The Get Hard Blu-ray Disc has a surprising amount of extras. "Just Put Your Lips Together and Blow" (4 minutes) offers alternate takes and bloopers from a particularly uncomfortable moment in the film. "Line-O-Ramas" (10 minutes) offers four categories -- "Swear-O-Rama", "Pickup-O-Rama", "Shiv-O-Rama" and "Cry A River-O-Rama" -- of unused and throw-away lines. "The Kevin Hart Workout" (3 minutes) shows Hart doing stuntwork, most of which involves the actor being thrown around in a harness. "Face Off with Will Ferrell and Kevin Hart" (5 minutes) has the two comics simply goofing around on-set. "Ferrell Fighting" (3 minutes) takes us on-set to show us some alternate takes from James' fight scenes and martial arts practice. "A Date with John Mayer" (2 minutes) has Mayer and Ferrell discussing their scene and the art of guitar.

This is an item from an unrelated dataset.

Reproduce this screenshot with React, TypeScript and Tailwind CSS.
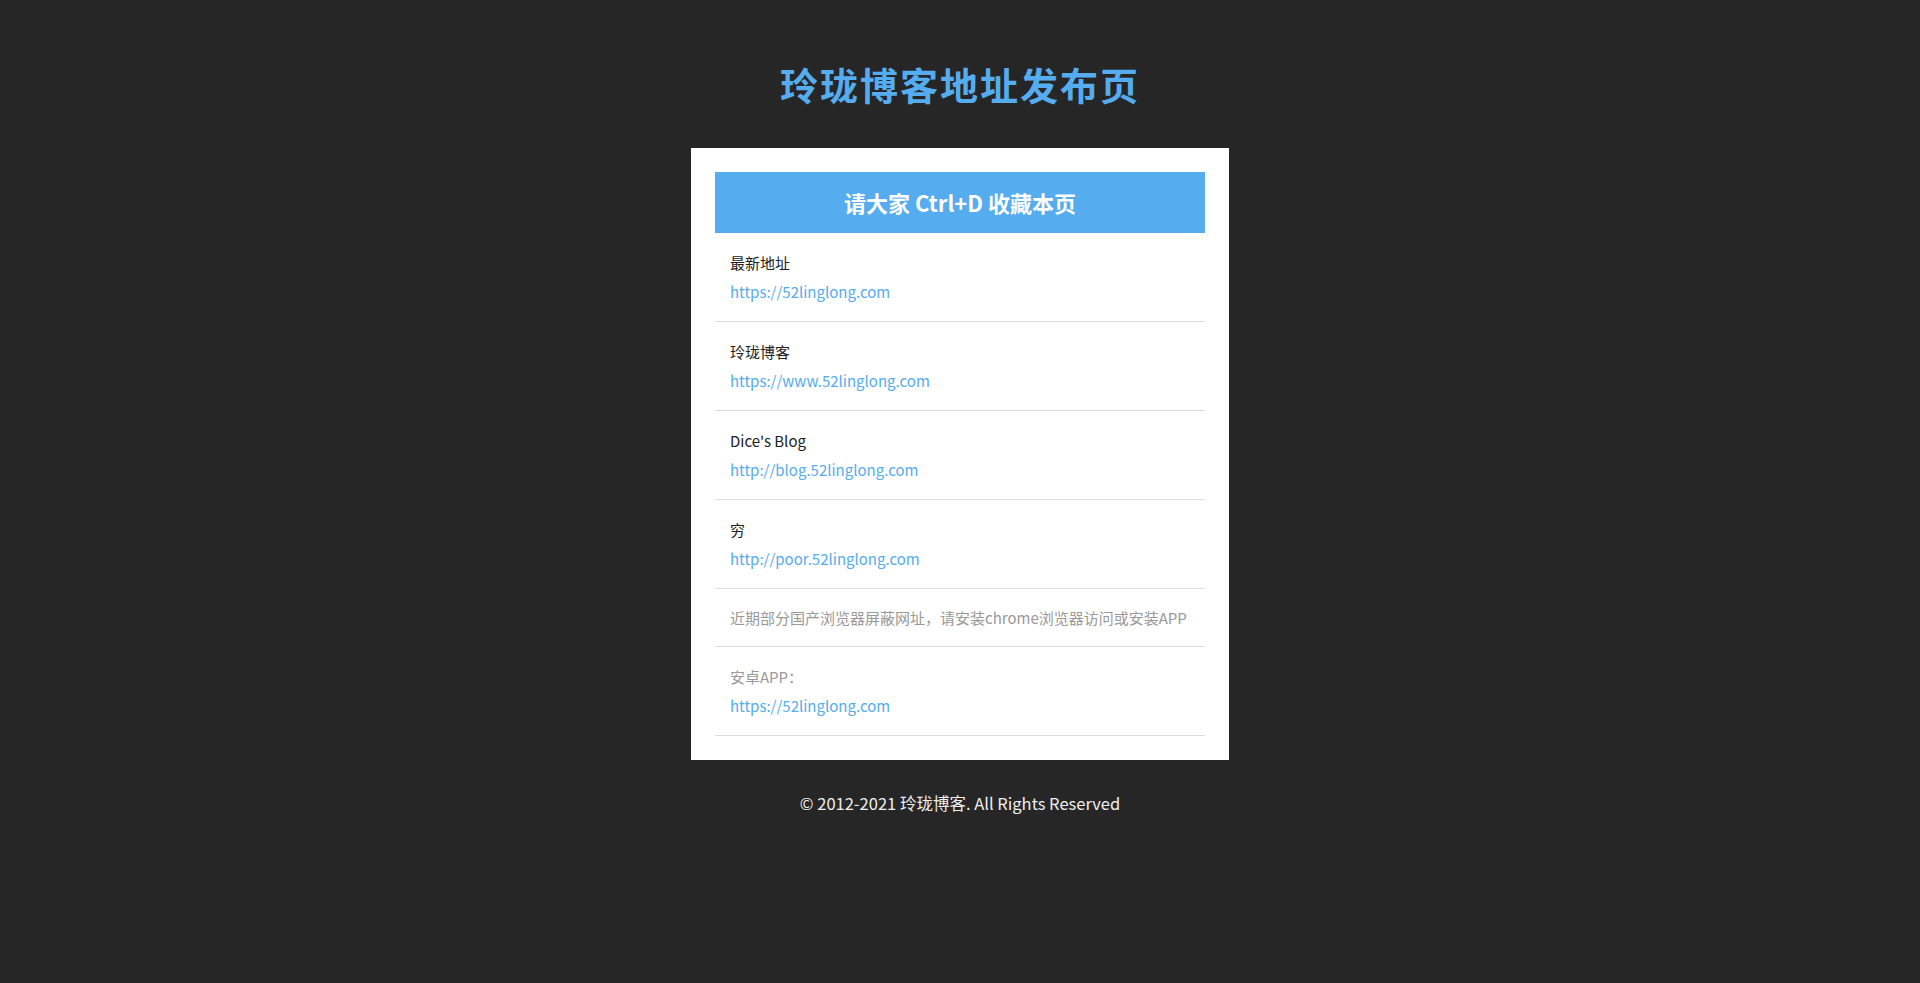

The "dance" is explained in "Twerking 101" (1 minute). "Will Ferrell, Gangsta" (2 minutes) looks at the "hip-hop fashions" in the film. "Inmates: Out of Control" (6 minutes) is sort of a making-of, which then focuses on Ferrell and Hart's comedy stylings, as well some of the other actors. "Bikers, Babes, and Big Bangs" (3 minutes) goes behind the scenes for the white supremacists scene. We get a 3-minute GAG REEL. The Disc contains eight DELETED SCENES which run about 25 minutes, and all of which are simply longer versions of scenes from the finished film.